為應對審計師在運用審計重要性概念過程中違反相關準則的行為,會計師事務所應通過培訓、質量控制和處罰等措施不斷提高審計師的專業勝任能力與職業道德水準。
當前,對審計重要性的判斷高度依賴職業判斷能力。考慮到相關理論研究與準則完善需要一定時間,相關問題在未來一段時間仍將存在。與此同時,社會審計行業中還面臨著審計從業人員流動性高等問題。對此會計師事務所有必要采取措施,既要重視實際工作中對重要性概念運用的指引,也要關注對審計師職業判斷能力的培養。例如,在設定重要性水平過程中,為使審計師對同一被審計單位重要性水平判斷保持相對一致,盡可能接近客觀重要性水平,會計師事務所有必要組織所內各行業資深審計師,為相關行業審計重要性判斷提供技術指引。但技術指引無法涵蓋審計師實務工作中遇到的所有情況,因而對審計師個人行業專長的培養更為重要。具有行業專長的審計師被認為有能力提供高質量審計服務,其具有更深入的專業知識,更易察覺客戶財務報告中的重大錯報,被其審計的公司會計信息質量更高(張婷等,2019)。會計師事務所應針對不同行業成立具有行業專長的審計項目組,不斷積累審計師對特定行業的審計經驗,從而在審計計劃階段設定出更為合理的重要性水平。
在職業道德素養的提升上,審計師個人應認識到誠信是審計行業發展的基石,違反職業道德的行為對于行業發展與個人職業前景都是一種損害。此外,會計師事務所應建立有效的審計質量控制機制,監督與審計重要性概念運用相關的職業判斷行為。
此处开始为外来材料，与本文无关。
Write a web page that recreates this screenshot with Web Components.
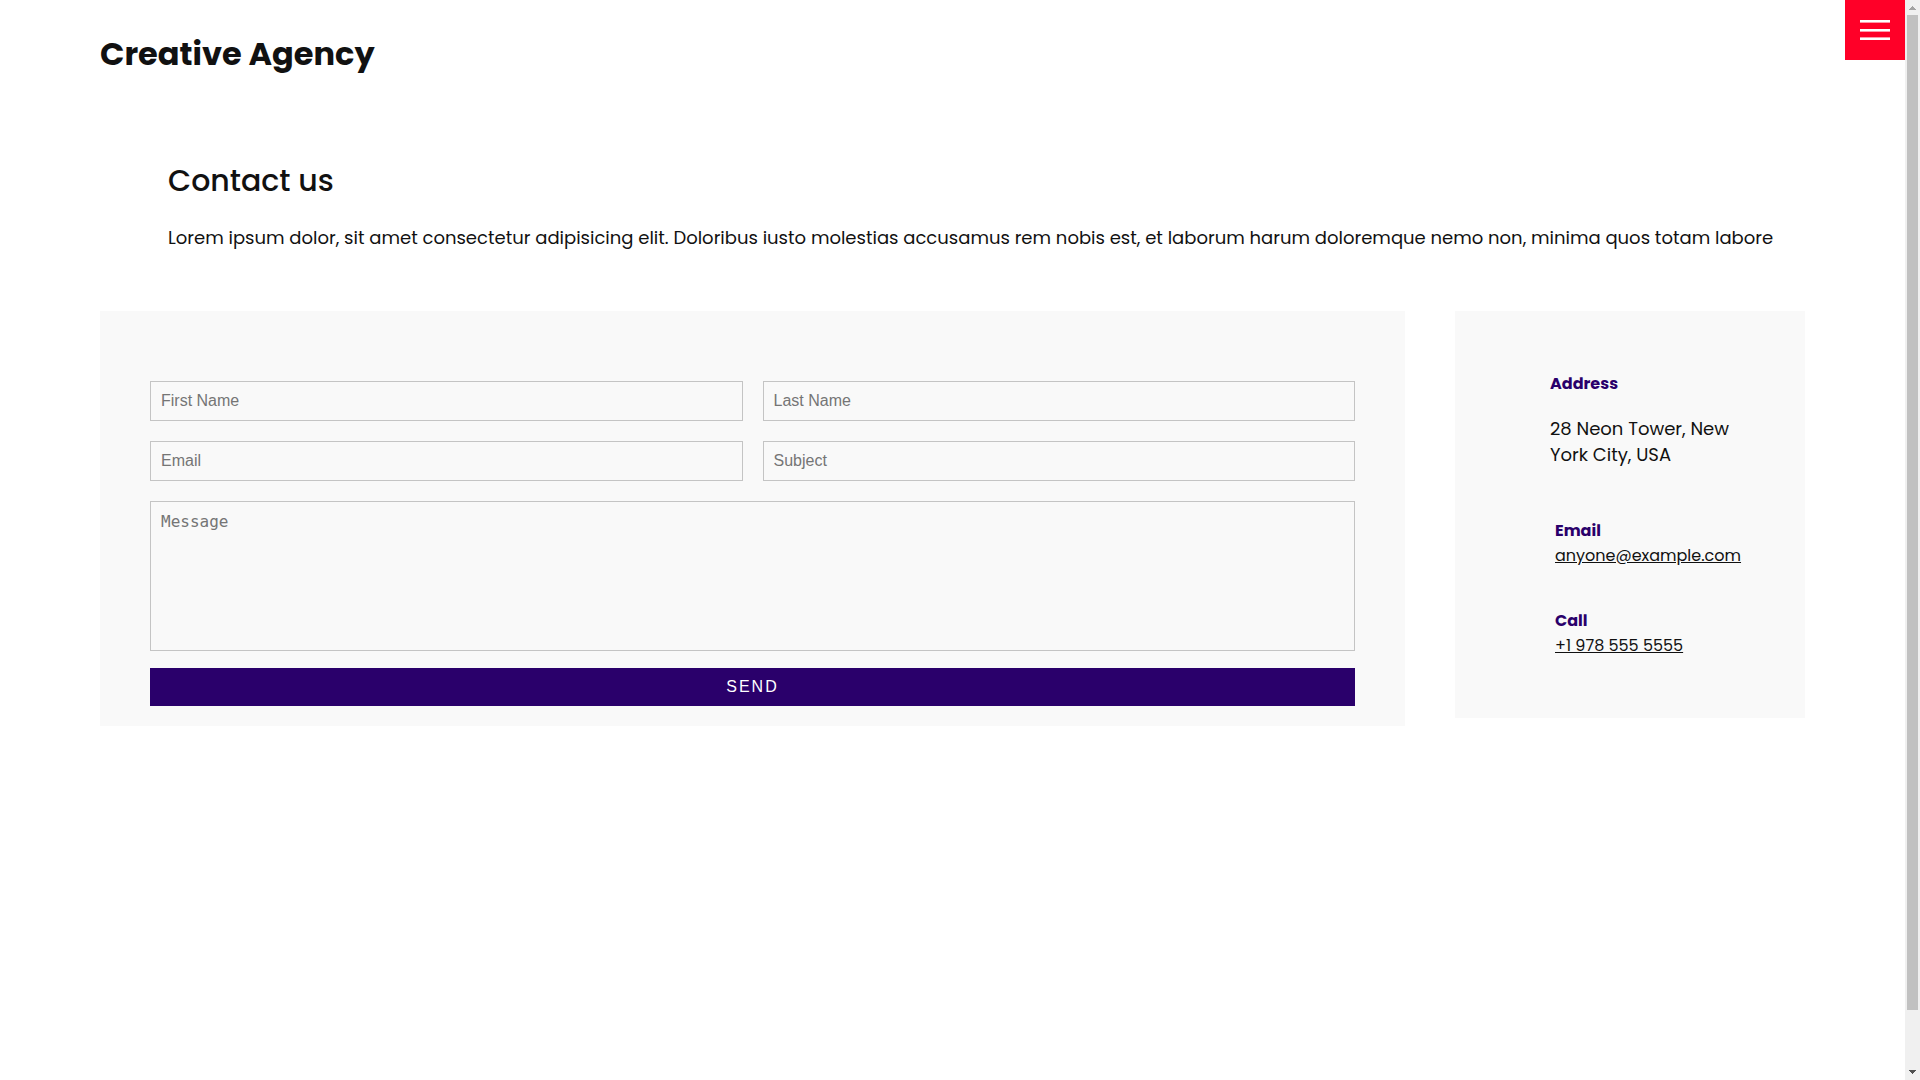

現有審計準則及相關指南尚無法應對審計重要性概念運用所面臨的一系列問題。盡管許多大型會計師事務所制定了一套內部標準以規范員工對重要性概念的運用,然而聲譽、規模及可接受的審計風險等方面的差異,使各所制定的內部標準存在差異,來自不同事務所的審計師在面對同一被審計單位時,可能對其重要性概念運用作出差距較大的判斷,嚴重影響審計效率和效果。為應對此問題,需從以下方面入手不斷完善審計準則:首先,在國內審計準則與國際趨同的大背景下,監管部門有必要對相關準則進行本土化培育,制定適合中國國情的審計準則。我國資本市場存在發展不完善、融資環境復雜、股權結構相對集中等特點,因而在建立審計重要性水平的設定基準和指導比例時要盡量堅持本土化。其次,針對當前審計師在審計意見判斷時的困惑,有必要進一步明確錯報影響廣泛性的判定標準。最后,為盡可能縮小整個行業在運用審計重要性時存在的分歧,監管機構有必要完善審計重要性的具體準則,提供更詳細的應用指引以提高審計準則的明晰程度。
審計過程中,審計師面對來自審計客戶與司法機關的雙重壓力,即審計沖突。若嚴格遵守審計執業準則,可能影響審計客戶的滿意度,甚至導致客戶流失,影響審計收入(李萬福等,2020);若在執業過程中對審計客戶作出讓步甚至違反執業準則,向審計客戶出售審計意見,則可能招致訴訟風險,面臨巨額罰款及聲譽損失(He et al.,2016)。由于職業判斷在審計重要性運用中發揮的重要作用,加之相關審計準則明晰程度較低,給了審計師較大的調整空間。考慮到當前對審計違規行為的行政處罰力度較小,民事賠償責任落實不到位,促使部分審計師鋌而走險。
研究發現,面對更為嚴格的審查和處罰,會計師事務所受其威懾將更為嚴格地對待審計對象的盈余管理行為,從而提高對上市公司的審計質量(Krishnan et al.,2017)。因此,針對“審計師在審計重要性運用中作出的判斷差異較大”這一問題,立法層面,應在合理范圍內加重對違規審計師的行政責任和民事賠償責任;司法層面,應嚴格追究違規審計師的行政責任和民事賠償責任,進一步落實和延續《證券法》和《公司法》中相關政策措施,驅使審計師主動調整對審計意見的判斷。